In practice, however, these gains often backfire. When organizations double down on economies of scale, they create highly interdependent systems that suffer from bottlenecks, delays, bugs, localization challenges, and technical debt. To overcome these issues, the only path available is to add more resources—vertical scaling— which brings exponentially higher costs and complexity.
The IT industry recognizes two primary scaling models: vertical and horizontal. Vertical scaling—adding more people or resources to solve a problem—quickly hits diminishing returns due to coordination overhead and systemic fragility. Worse still, it becomes the default mode of scaling when centralization and economies of scale dominate the agenda. On the other hand, horizontal scaling distributes work across decoupled teams or modules, allowing growth to track more predictably with cost and complexity.
Horizontal scaling isn’t free of tradeoffs. Decoupling increases architectural and organizational complexity and may result in some functional duplication. But it also unlocks agility and innovation. Independent teams can tailor solutions to local requirements, iterate faster, and respond to change with greater resilience.
This is where economies of speed come into play. Defined as the advantage of delivering software quickly and iteratively, economies of speed reduce time-to-market, improve feedback loops, and increase responsiveness to user needs. Agile methodologies, DevSecOps practices, and strong UX capabilities enable these outcomes, translating into real business value.

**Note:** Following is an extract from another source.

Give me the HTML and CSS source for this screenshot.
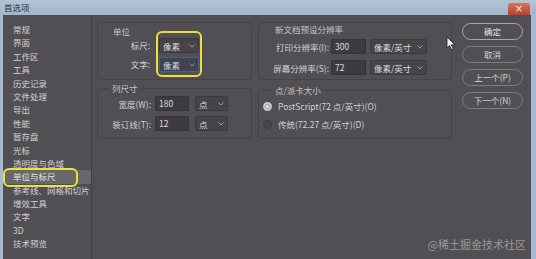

Ironically, attempts to centralize software development to gain economies of scale often end up eroding both those very savings and the speed necessary for market competitiveness. Centralized delivery centres frequently suffer from prioritization conflicts, process rigidity, bottlenecks, and a disconnect from local market realities. The more centralized and interdependent the system becomes, the more likely it is that scaling must occur vertically raising costs, reducing agility, and still failing to meet local business needs.
Centralization, if pursued, must come with strong governance. Not everything should be centralized. Clear boundaries must be drawn between what can be standardized and what should remain locally controlled. Counterintuitively, true cost savings may come from allowing a certain level of local autonomy. Without forward-thinking governance and strategic planning, centralization increases both direct costs and opportunity costs.
In the end, successful software development in insurance depends on finding the right balance between economies of scale and economies of speed, between centralization and localization. The goal should not be to eliminate duplication at all costs but to make deliberate choices about where duplication is acceptable in exchange for speed, responsiveness, and customer relevance.
Only by embracing flexible, horizontally scalable approaches and enforcing clear governance can software delivery centres fulfil their promise: reducing costs without sacrificing the agility and quality that today’s insurance market demands. Without this balance, centralization efforts will continue to fail delivering neither the cost savings promised nor the value required.